1. IAM, PAM, and IGA: understanding the identity ecosystem
In modern enterprise environments, identity security can no longer be addressed in isolation. Every access, every privilege, and every account is part of an interconnected ecosystem that requires continuous visibility and control.
While IAM enables legitimate users to efficiently access the resources they need, and PAM protects critical assets by restricting and monitoring privileged accounts, IGA acts as the brain that orchestrates the entire system. Its value lies not only in auditing and approving access, but in ensuring that every identity and permission complies with corporate policies, regulatory requirements, and security best practices.

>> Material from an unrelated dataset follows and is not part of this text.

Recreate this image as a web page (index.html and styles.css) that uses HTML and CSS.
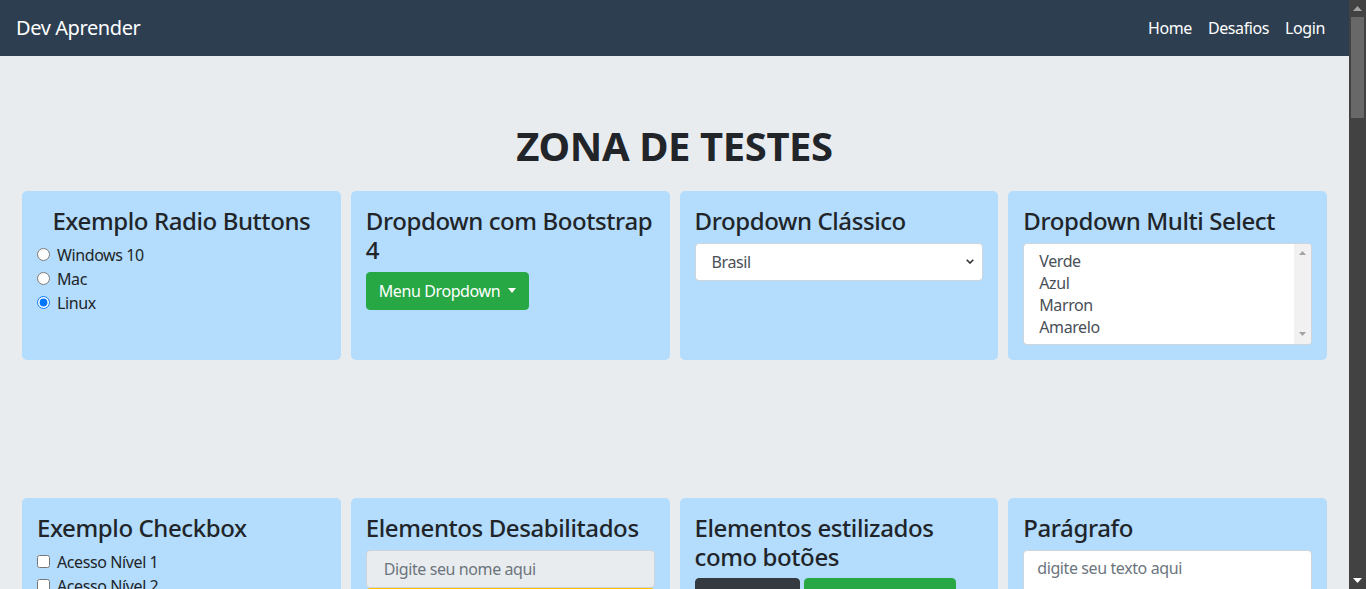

In other words, IGA transforms identity management from an operational and reactive process into a strategic discipline that minimizes risk, maximizes traceability, and ensures operational resilience, turning every identity into a secure point within the organization’s infrastructure.
Roles in enterprise security
Although these terms are often used interchangeably, each discipline plays a distinct role within the security strategy:
| Dimension | IAM (Identity & Access Management) | PAM (Privileged Access Management) | IGA (Identity Governance & Administration) |
| Scope | Standard identity management for the entire workforce | Control and protection of privileged accounts | Comprehensive governance of all identities, roles, and access rights |
| Objective | Streamline access and improve user experience | Protect critical systems and prevent privilege abuse | Compliance, auditing, and identity risk mitigation |
| Key capabilities | Multi-factor authentication (MFA), Single Sign-On (SSO), user provisioning | Privileged session management, credential vaults, Just-in-Time access | Access certification, automated auditing, periodic reviews, compliance reporting |
| Risk mitigation | Prevents identity impersonation | Prevents lateral movement and abuse of privileged accounts | Minimizes privilege creep, removes orphan accounts, ensures full traceability |
| Regulatory contribution | Basic access logs | Control over critical systems | Compliance with NIS2, DORA, ENS, GDPR, and sector regulations |
IAM enables users to securely access the resources they need for their daily work.
PAM ensures that elevated privileges are used correctly and only by authorized individuals.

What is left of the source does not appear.